I know, I know, some readers probably want me to start by explaining how Baduel will rid us of Chavez. Before I address that I will, as it is my bad habit, write some background so people can measure the importance of the moment. It is a good opportunity because I have not done a political update in a few weeks and less than one month from the supposed voting day, it might be my last opportunity.

Opposition problems

I start there because it is the easiest part of this post.

Since June the opposition has the upper hand in the battles of ideas. Even the launching of the constitutional proposal reform in August 15 was unable to stir any social debate because 1) it was obvious that it was about giving Chavez more power and a presidency for life and 2) the way the discussion was directed was not conducive for chavismo to become a source of ideas: it was asked to shut up and approve the proposal.

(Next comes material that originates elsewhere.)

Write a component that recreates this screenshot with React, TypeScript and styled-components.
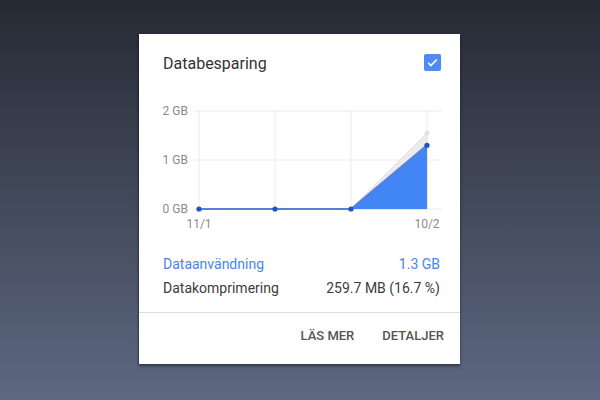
import React from "react";
import styled, { createGlobalStyle } from "styled-components";

const GlobalStyle = createGlobalStyle`
  html, body {
    margin: 0;
    padding: 0;
    height: 100%;
  }
  body {
    font-family: Roboto, "Noto Sans", sans-serif;
    background: linear-gradient(to bottom, #262a34 0%, #3f4656 45%, #5d6882 100%);
  }
  #root {
    height: 100%;
  }
`;

// chart geometry, in svg-local coordinates
const X = [60, 136, 212, 288];
const BASE = 109;
const PER_GB = 49;
const usage = [0, 0, 0, 1.3];
const original = [0, 0, 0, 1.55];

const yOf = (gb: number) => BASE - gb * PER_GB;

const Page = styled.div`
  height: 100%;
  display: flex;
  justify-content: center;
  padding-top: 34px;
  padding-right: 1px;
  box-sizing: border-box;
`;

const Card = styled.div`
  width: 321px;
  height: 330px;
  background: #fff;
  box-shadow: 0 2px 3px rgba(0, 0, 0, 0.45), -1px 0 1px rgba(0, 0, 0, 0.15);
  display: flex;
  flex-direction: column;
`;

const Header = styled.div`
  display: flex;
  align-items: center;
  justify-content: space-between;
  height: 20px;
  padding: 20px 19px 0 24px;
`;

const Title = styled.div`
  font-size: 16px;
  color: #333;
  line-height: 20px;
`;

const Check = styled.div`
  width: 17px;
  height: 17px;
  border-radius: 2px;
  background: #4f8af5;
  display: flex;
  align-items: center;
  justify-content: center;
  margin-top: -3px;
`;

const Chart = styled.svg`
  display: block;
  margin-top: 26px;
`;

const Stats = styled.div`
  margin-top: 17px;
  padding: 0 20px 12px 24px;
  border-bottom: 1px solid #dcdcdc;
`;

const StatRow = styled.div<{ $accent?: boolean }>`
  display: flex;
  justify-content: space-between;
  font-size: 14px;
  line-height: 24px;
  color: ${(p) => (p.$accent ? "#4a84f2" : "#3c3c3c")};
`;

const Footer = styled.div`
  display: flex;
  justify-content: flex-end;
  gap: 28px;
  padding: 14px 16px 0 0;
`;

const TextButton = styled.button`
  border: none;
  background: none;
  padding: 0;
  font-family: Roboto, sans-serif;
  font-weight: 500;
  font-size: 13px;
  line-height: 18px;
  color: #555;
  text-transform: uppercase;
  cursor: pointer;
`;

const UsageChart: React.FC = () => {
  const linePts = X.map((x, i) => `${x},${yOf(usage[i])}`).join(" ");
  return (
    <Chart width={321} height={135} viewBox="0 0 321 135">
      {[0, 1, 2].map((gb) => (
        <g key={gb}>
          <line x1={54} x2={303} y1={yOf(gb)} y2={yOf(gb)} stroke="#ececec" strokeWidth={1} />
          <text x={49} y={yOf(gb) + 4} textAnchor="end" fontSize={12} fill="#8a8a8a" fontFamily="Roboto, sans-serif">
            {gb} GB
          </text>
        </g>
      ))}
      {X.map((x) => (
        <line key={x} x1={x} x2={x} y1={yOf(2)} y2={BASE + 4} stroke="#ececec" strokeWidth={1} />
      ))}
      <polygon
        points={`${X[2]},${BASE} ${X[3]},${yOf(original[3])} ${X[3]},${BASE}`}
        fill="#ebebeb"
        stroke="#e0e0e0"
        strokeWidth={1}
      />
      <polygon points={`${X[2]},${BASE} ${X[3]},${yOf(usage[3])} ${X[3]},${BASE}`} fill="#4285f4" />
      <polyline points={linePts} fill="none" stroke="#5a7fd6" strokeWidth={2} />
      <circle cx={X[3]} cy={yOf(original[3])} r={2.5} fill="#e2e2e2" />
      {X.map((x, i) => (
        <circle key={x} cx={x} cy={yOf(usage[i])} r={2.6} fill="#1f52c4" />
      ))}
      <text x={X[0]} y={128} textAnchor="middle" fontSize={12} fill="#8a8a8a" fontFamily="Roboto, sans-serif">
        11/1
      </text>
      <text x={X[3]} y={128} textAnchor="middle" fontSize={12} fill="#8a8a8a" fontFamily="Roboto, sans-serif">
        10/2
      </text>
    </Chart>
  );
};

const App: React.FC = () => {
  return (
    <>
      <GlobalStyle />
      <Page>
        <Card>
          <Header>
            <Title>Databesparing</Title>
            <Check>
              <svg width="13" height="13" viewBox="0 0 24 24">
                <path d="M4 12.5l5 5L20 6.5" fill="none" stroke="#fff" strokeWidth={3} />
              </svg>
            </Check>
          </Header>
          <UsageChart />
          <Stats>
            <StatRow $accent>
              <span>Dataanvändning</span>
              <span>1.3 GB</span>
            </StatRow>
            <StatRow>
              <span>Datakomprimering</span>
              <span>259.7 MB (16.7 %)</span>
            </StatRow>
          </Stats>
          <Footer>
            <TextButton>Läs mer</TextButton>
            <TextButton>Detaljer</TextButton>
          </Footer>
        </Card>
      </Page>
    </>
  );
};

export default App;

But it was neither for the political parties nor the mass media to benefit from this chavismo mental blanking: the dissident students found with the closing of RCTV the voice to say what was at stake in Venezuela: freedom of information loss is the first step before the loss of other freedoms. Students, who thrive on information, understand that very well.

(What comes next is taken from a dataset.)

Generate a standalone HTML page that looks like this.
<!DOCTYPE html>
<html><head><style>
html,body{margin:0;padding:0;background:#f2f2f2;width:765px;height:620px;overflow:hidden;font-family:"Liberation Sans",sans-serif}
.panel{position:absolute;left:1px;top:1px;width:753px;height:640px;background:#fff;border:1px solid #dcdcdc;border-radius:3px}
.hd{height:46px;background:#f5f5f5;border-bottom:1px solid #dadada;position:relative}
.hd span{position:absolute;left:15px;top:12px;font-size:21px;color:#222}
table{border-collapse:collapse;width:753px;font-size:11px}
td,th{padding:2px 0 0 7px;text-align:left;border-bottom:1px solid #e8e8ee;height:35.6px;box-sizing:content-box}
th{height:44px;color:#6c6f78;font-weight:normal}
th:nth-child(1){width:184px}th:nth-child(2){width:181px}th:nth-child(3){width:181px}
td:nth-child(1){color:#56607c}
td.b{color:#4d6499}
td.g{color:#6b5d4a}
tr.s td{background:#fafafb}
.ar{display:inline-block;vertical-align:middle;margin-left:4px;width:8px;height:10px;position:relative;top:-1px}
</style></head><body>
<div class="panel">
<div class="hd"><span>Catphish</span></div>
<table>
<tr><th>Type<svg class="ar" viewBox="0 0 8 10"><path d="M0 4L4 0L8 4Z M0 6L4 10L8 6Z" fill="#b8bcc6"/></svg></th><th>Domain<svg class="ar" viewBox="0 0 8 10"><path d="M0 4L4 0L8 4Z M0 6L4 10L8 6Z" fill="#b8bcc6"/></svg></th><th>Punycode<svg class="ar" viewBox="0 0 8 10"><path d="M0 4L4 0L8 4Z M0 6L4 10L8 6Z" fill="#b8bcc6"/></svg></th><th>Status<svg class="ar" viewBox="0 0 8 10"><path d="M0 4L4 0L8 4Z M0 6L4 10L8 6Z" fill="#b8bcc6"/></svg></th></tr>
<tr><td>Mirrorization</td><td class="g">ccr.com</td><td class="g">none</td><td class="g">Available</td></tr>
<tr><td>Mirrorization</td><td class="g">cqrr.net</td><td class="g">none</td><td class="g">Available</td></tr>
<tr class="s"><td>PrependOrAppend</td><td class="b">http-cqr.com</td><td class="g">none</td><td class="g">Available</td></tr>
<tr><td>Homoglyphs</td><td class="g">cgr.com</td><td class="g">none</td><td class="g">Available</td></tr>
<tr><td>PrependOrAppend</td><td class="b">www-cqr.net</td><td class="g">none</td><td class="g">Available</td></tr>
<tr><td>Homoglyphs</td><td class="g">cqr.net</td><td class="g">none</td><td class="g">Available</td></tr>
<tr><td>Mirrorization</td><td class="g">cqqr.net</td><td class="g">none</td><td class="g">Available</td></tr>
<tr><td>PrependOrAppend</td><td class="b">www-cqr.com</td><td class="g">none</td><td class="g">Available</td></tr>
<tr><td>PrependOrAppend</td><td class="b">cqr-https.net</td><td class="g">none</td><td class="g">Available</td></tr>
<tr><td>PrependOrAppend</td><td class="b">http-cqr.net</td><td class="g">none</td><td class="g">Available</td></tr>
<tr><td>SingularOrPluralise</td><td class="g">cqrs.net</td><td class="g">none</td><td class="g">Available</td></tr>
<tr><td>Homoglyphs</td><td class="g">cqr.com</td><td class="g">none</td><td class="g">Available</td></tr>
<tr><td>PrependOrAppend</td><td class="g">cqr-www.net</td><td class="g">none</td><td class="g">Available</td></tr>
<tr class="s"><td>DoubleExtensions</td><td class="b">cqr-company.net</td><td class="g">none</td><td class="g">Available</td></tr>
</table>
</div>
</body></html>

Thus was the first error of chavismo: by closing RCTV it created the first genuine popular movement against it (regardless of its size) and it broke its international image to levels it did not imagine.

Chavismo problems

Chavismo had a hard time to deal with the student ill called “dissidence” (because chavismo assumes that all in Venezuela should be behind Chavez). They even tried a shameful entrapment at the National Assembly. It blew in the face of Cilia Flores, the chair, and its acolytes and from then on chavismo could only hope for summer vacation to get rid of the students.

Unfortunately for chavismo new problems were in stock: white sugar which had been missing for six month was rejoined by brown sugar, and milk, and wheat floor, and cooking oil, etc… Oh, Venezuela did not starve but the fact of the matter is that now for your weekly shopping you have to schedule several stops. If this is understandable in time of natural catastrophe, it is not in time of peace when you are subjected to incessant propaganda from the sate that all is rosy and bright.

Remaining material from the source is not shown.